Kelimenin Kur'an'daki kullanılışından yola çıkan İslam bilginlerine göre millet, din ve şeriat aynı anlamı dile getirir. Bununla birlikte aynı olgunun farklı yönlerini öne çıkarırlar. Aynı olgu inanç yönüyle din, amel yönüyle şeriat, bir toplanma zemini olması yönüyle de millet adını alır. Baska bir deyisle millet, dinin toplumsal yönünü belirtir. Ne var ki toplumu değil, toplumun üzerinde toplandığı dini ifade eder. Ünlü hadis izlenerek söylenirse, İslam bir millet, küfür de bir millettir. Ancak kelimenin bu asıl anlamıyla müslümanlara ya da kafirlere millet denilemez. Bir dine, millete uyarak bir araya gelen, toplanan insanlara topluluk anlamında kavim, cemaat, ümmet, ehl-i millet, sahib-i millet denilir.

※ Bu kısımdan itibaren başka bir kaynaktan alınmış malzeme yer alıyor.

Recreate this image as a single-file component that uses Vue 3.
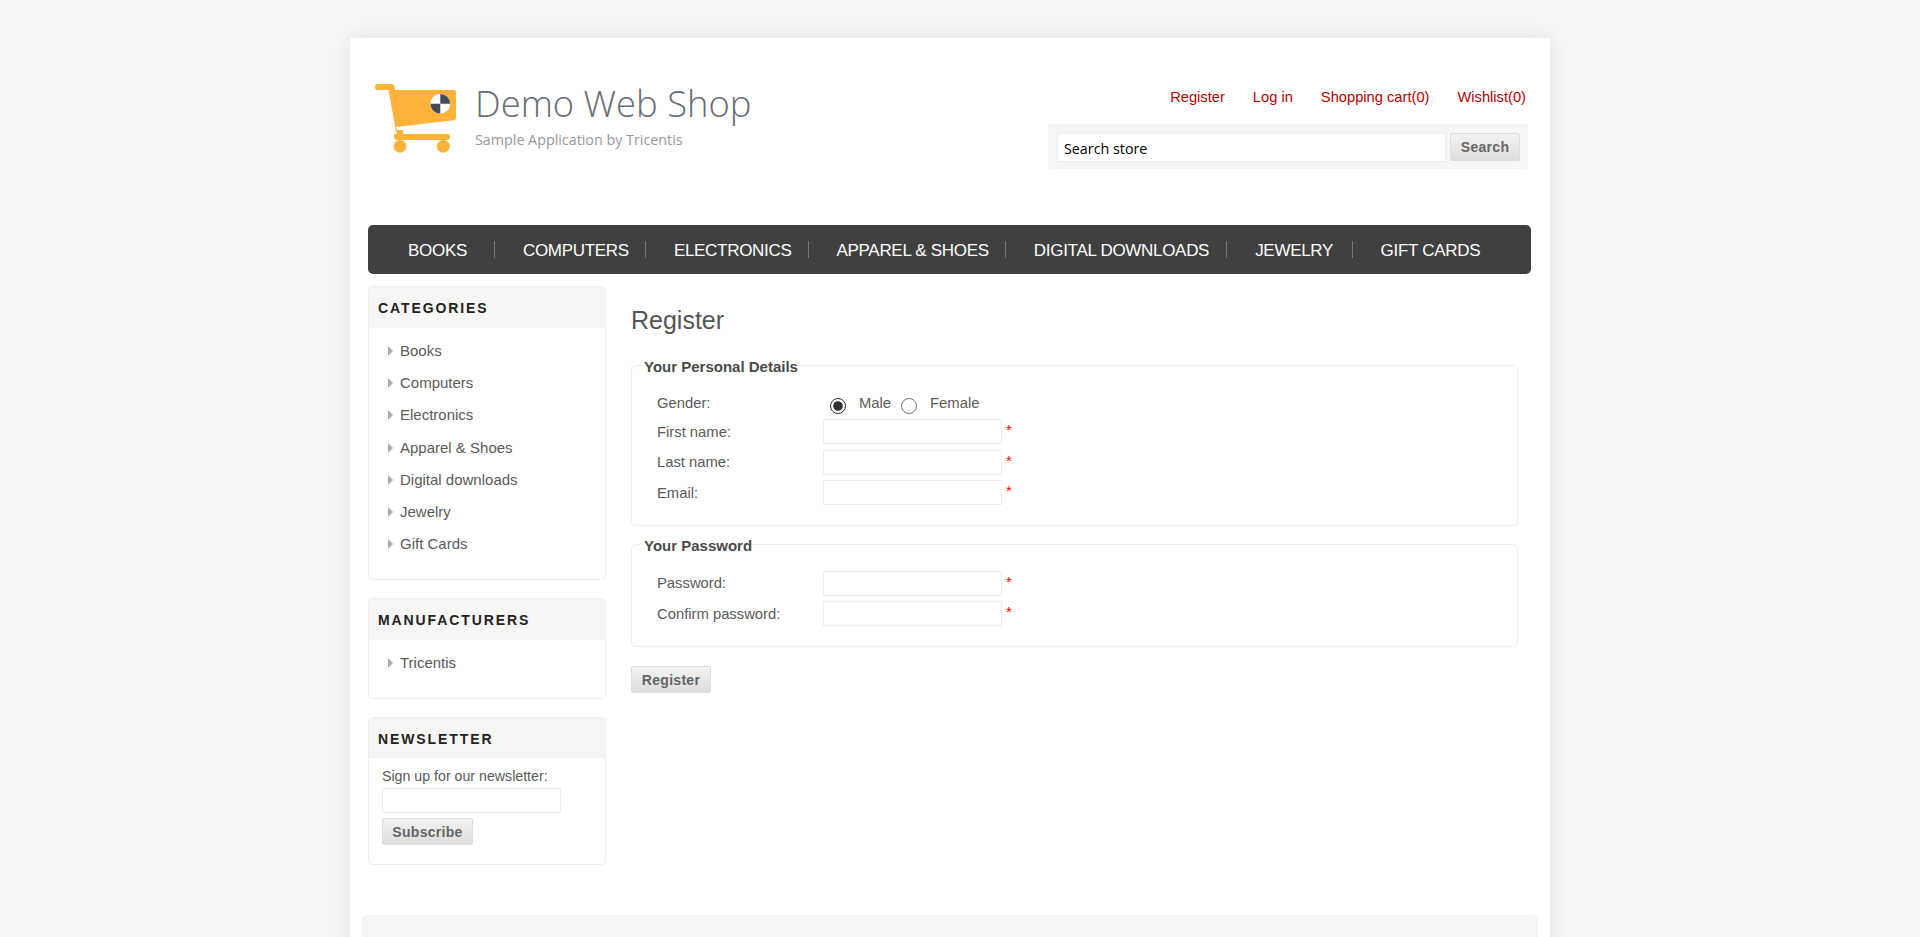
<template>
  <div class="page-frame">
    <div class="shop-page">
      <header class="shop-header">
        <div class="logo">
          <svg class="cart" width="82" height="70" viewBox="0 0 82 70">
            <path fill="#ffb239" d="M2.5 0H16q3 0 3.600 3L20 6H79q2 0 2 2V34q0 2-2 2.200L21 43l1 3 H28V50H72q3 0 3 3t-3 3H22q-3 0-3-3V50h2.500L13.500 6H2.500Q0 6 0 3t2.500-3Z" />
            <circle fill="#ffb239" cx="25" cy="62.300" r="6.400" />
            <circle fill="#ffb239" cx="68.300" cy="62.300" r="6.400" />
            <circle fill="#fff" cx="65.300" cy="19.700" r="9.800" />
            <path fill="#444c5a" d="M65.300 19.700V9.900A9.800 9.800 0 0 1 75.100 19.700ZM65.300 19.700V29.500A9.800 9.800 0 0 1 55.500 19.700Z" />
          </svg>
          <div class="logo-text">
            <div class="logo-title">Demo Web Shop</div>
            <div class="logo-sub">Sample Application by Tricentis</div>
          </div>
        </div>
        <div class="header-right">
          <ul class="header-links">
            <li v-for="link in headerLinks" :key="link"><a href="#">{{ link }}</a></li>
          </ul>
          <div class="search-box">
            <input class="search-input" type="text" value="Search store" />
            <button class="btn search-btn" type="button">Search</button>
          </div>
        </div>
      </header>

      <nav class="top-menu">
        <a v-for="item in menu" :key="item" class="top-item" href="#">{{ item }}</a>
      </nav>

      <div class="columns">
        <aside class="side">
          <section class="block categories">
            <h3 class="block-title">Categories</h3>
            <ul class="side-list">
              <li v-for="c in categories" :key="c"><a href="#">{{ c }}</a></li>
            </ul>
          </section>
          <section class="block manufacturers">
            <h3 class="block-title">Manufacturers</h3>
            <ul class="side-list">
              <li><a href="#">Tricentis</a></li>
            </ul>
          </section>
          <section class="block newsletter">
            <h3 class="block-title">Newsletter</h3>
            <div class="news-body">
              <label class="news-label">Sign up for our newsletter:</label>
              <input class="field news-field" type="text" />
              <button class="btn news-btn" type="button">Subscribe</button>
            </div>
          </section>
        </aside>

        <main class="center">
          <h1 class="page-title">Register</h1>
          <fieldset class="group personal">
            <legend>Your Personal Details</legend>
            <div class="row gender-row">
              <label class="row-label">Gender:</label>
              <div class="gender">
                <input type="radio" name="gender" checked />
                <span class="gender-text">Male</span>
                <input type="radio" name="gender" />
                <span class="gender-text">Female</span>
              </div>
            </div>
            <div v-for="f in personalFields" :key="f" class="row">
              <label class="row-label">{{ f }}:</label>
              <input class="field" type="text" />
              <span class="required">*</span>
            </div>
          </fieldset>
          <fieldset class="group password">
            <legend>Your Password</legend>
            <div v-for="f in passwordFields" :key="f" class="row">
              <label class="row-label">{{ f }}:</label>
              <input class="field" type="password" />
              <span class="required">*</span>
            </div>
          </fieldset>
          <button class="btn register-btn" type="button">Register</button>
        </main>
      </div>

      <div class="shop-footer"></div>
    </div>
  </div>
</template>

<script setup>
const headerLinks = ['Register', 'Log in', 'Shopping cart(0)', 'Wishlist(0)']
const menu = ['BOOKS', 'COMPUTERS', 'ELECTRONICS', 'APPAREL & SHOES', 'DIGITAL DOWNLOADS', 'JEWELRY', 'GIFT CARDS']
const categories = ['Books', 'Computers', 'Electronics', 'Apparel & Shoes', 'Digital downloads', 'Jewelry', 'Gift Cards']
const personalFields = ['First name', 'Last name', 'Email']
const passwordFields = ['Password', 'Confirm password']
</script>

<style>
html, body {
  background: #f6f6f4;
  overflow: hidden;
  height: 937px;
}
</style>

<style scoped>
.page-frame {
  width: 1900px;
  height: 937px;
  padding-top: 38px;
  box-sizing: border-box;
  overflow: hidden;
  font-family: "Liberation Sans", Arial, sans-serif;
  font-size: 15px;
  color: #5a5a5a;
}

.shop-page {
  width: 1200px;
  margin: 0 auto;
  background: #fff;
  box-shadow: 0 0 24px rgba(0, 0, 0, 0.09);
  height: 1000px;
  box-sizing: border-box;
  padding: 0 12px;
  display: flow-root;
}

.shop-header {
  display: flex;
  justify-content: space-between;
  height: 187px;
  padding: 0 10px 0 13px;
}

.logo {
  display: flex;
  margin-top: 46px;
  height: 70px;
}

.logo-text {
  margin-left: 18px;
}

.logo-title {
  font-family: "Open Sans", sans-serif;
  font-weight: 300;
  font-size: 36.400px;
  line-height: 48px;
  margin-top: -5px;
  color: #686d76;
}

.logo-sub {
  font-family: "Open Sans", sans-serif;
  font-size: 14.300px;
  line-height: 20px;
  margin-top: 3px;
  color: #96999d;
}

.header-right {
  width: 480px;
  display: flex;
  flex-direction: column;
  align-items: flex-end;
}

.header-links {
  list-style: none;
  margin: 50px 2px 0 0;
  padding: 0;
  display: flex;
  gap: 28px;
  font-size: 14.700px;
  line-height: 18px;
}

.header-links a {
  color: #bb0000;
  text-decoration: none;
}

.search-box {
  width: 480px;
  height: 45px;
  margin-top: 18px;
  box-sizing: border-box;
  background: #f6f6f4;
  border-radius: 3px;
  padding: 9px 8px 0 9px;
  display: flex;
  align-items: flex-start;
  gap: 4px;
}

.search-input {
  width: 389px;
  height: 29px;
  box-sizing: border-box;
  border: 1px solid #eee;
  background: #fff;
  padding: 1px 6px 0;
  margin: 0;
  font-family: "Open Sans", sans-serif;
  font-size: 14.300px;
  color: #000;
  outline: none;
}

.btn {
  box-sizing: border-box;
  border: 1px solid #ddd;
  border-radius: 2px;
  background: linear-gradient(#f2f2f2, #dedede);
  font-family: "Liberation Sans", Arial, sans-serif;
  font-weight: 700;
  font-size: 14px;
  letter-spacing: 0.3px;
  color: #666;
  padding: 0;
  margin: 0;
}

.search-btn {
  width: 70px;
  height: 28px;
}

.top-menu {
  height: 49px;
  background: #404040;
  border-radius: 5px;
  margin: 0 7px 0 6px;
  padding-left: 12px;
  display: flex;
  align-items: center;
}

.top-item {
  color: #fff;
  text-decoration: none;
  font-size: 17px;
  letter-spacing: -0.3px;
  line-height: 15px;
  padding: 2px 16px 0 28px;
  border-right: 1px solid #777;
}

.top-item:first-child {
  padding-right: 27px;
}

.top-item:nth-child(5) {
  padding-right: 17px;
}

.top-item:nth-child(6) {
  padding-right: 18.500px;
}

.top-item:last-child {
  border-right: 0;
}

.columns {
  display: flex;
  margin: 12px 6px 0;
  gap: 25px;
}

.side {
  width: 238px;
  flex: none;
  display: flex;
  flex-direction: column;
  gap: 18px;
}

.block {
  box-sizing: border-box;
  border: 1px solid #eee;
  border-radius: 5px;
  overflow: hidden;
}

.categories {
  height: 294px;
}

.manufacturers {
  height: 101px;
}

.newsletter {
  height: 148px;
}

.block-title {
  margin: 0;
  height: 41px;
  line-height: 43px;
  background: #f6f6f4;
  padding-left: 9px;
  font-size: 14px;
  font-weight: 700;
  letter-spacing: 1.900px;
  text-transform: uppercase;
  color: #222;
}

.newsletter .block-title {
  height: 40px;
}

.side-list {
  list-style: none;
  margin: 0;
  padding: 7px 0 0 31px;
}

.side-list li {
  height: 32.200px;
  line-height: 32px;
  position: relative;
}

.side-list li::before {
  content: "";
  position: absolute;
  left: -12px;
  top: 11px;
  border-left: 5px solid #aaa;
  border-top: 5px solid transparent;
  border-bottom: 5px solid transparent;
}

.side-list a {
  color: #5a5a5a;
  text-decoration: none;
}

.news-body {
  padding: 10px 0 0 13px;
  display: flex;
  flex-direction: column;
  align-items: flex-start;
}

.news-label {
  font-size: 14.200px;
  line-height: 16px;
}

.news-body .news-field {
  margin-top: 4px;
}

.news-btn {
  margin-top: 5px;
  width: 91px;
  height: 27px;
}

.center {
  flex: 1;
  min-width: 0;
  padding-right: 14px;
  font-size: 14.800px;
}

.page-title {
  margin: 16px 0 0;
  font-size: 25px;
  font-weight: 400;
  line-height: 36px;
  color: #555;
}

.group {
  margin: 0;
  padding: 0 0 0 25px;
  border: 1px solid #eee;
  border-radius: 5px;
  min-width: 0;
}

.personal {
  margin-top: 17px;
  height: 171px;
  box-sizing: border-box;
}

.password {
  margin-top: 8px;
  height: 113px;
  box-sizing: border-box;
}

.group legend {
  padding: 4px 0 0;
  margin-left: -13px;
  font-weight: 700;
  font-size: 15px;
  line-height: 16px;
  color: #4a4a4a;
}

.row {
  display: flex;
  align-items: center;
  height: 30.500px;
}

.row-label {
  width: 166px;
  flex: none;
}

.gender-row {
  height: 26.500px;
  margin-top: 15px;
}

.password .row:first-of-type {
  margin-top: 14px;
}

.gender {
  display: flex;
  align-items: center;
}

.gender input {
  width: 16px;
  height: 16px;
  margin: 6px 0 0 10px;
  accent-color: #333;
}

.gender input:first-child {
  margin-left: 7px;
}

.gender-text {
  margin: 0 0 0 13px;
}

.field {
  width: 179px;
  height: 25px;
  box-sizing: border-box;
  border: 1px solid #eee;
  background: #fff;
  padding: 0;
  margin: 0;
  outline: none;
}

.required {
  color: #f00;
  margin: -4px 0 0 4px;
  font-size: 15px;
}

.register-btn {
  margin-top: 19px;
  width: 80px;
  height: 27px;
}

.shop-footer {
  height: 100px;
  margin: 50px 0 0;
  background: #f6f6f4;
  border-radius: 5px;
}
</style>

Millet kelimesi zaman zaman mecazi anlamda ehl-i millet, sahib-i millet yerine, gerçek anlamdaki millete uyan insan toplulugu karşılığında da kullanılır. Ama bu kullanılışta da ulus ya da nation kavramları ile ilişkilendirilemez. Mecazi kullanışta, doğal olarak, belirleyici öge ulus kavramında olduğu gibi soy, tarih, dil vb. değil, dindir. Bu nedenle sözgelimi İslam milleti deyimi gerçek anlamıyla İslam dinini, mecazi anlamıyla da müslüman olan tüm uluslar toplamını ifade eder. Buna karşılık millet kelimesi ne gerçek, ne de mecazi anlamıyla Arap milleti ya da Türk milleti biçiminde kullanılamaz. Çünkü Arap ya da Türk adları bir dini değil, bir soyu belirtir.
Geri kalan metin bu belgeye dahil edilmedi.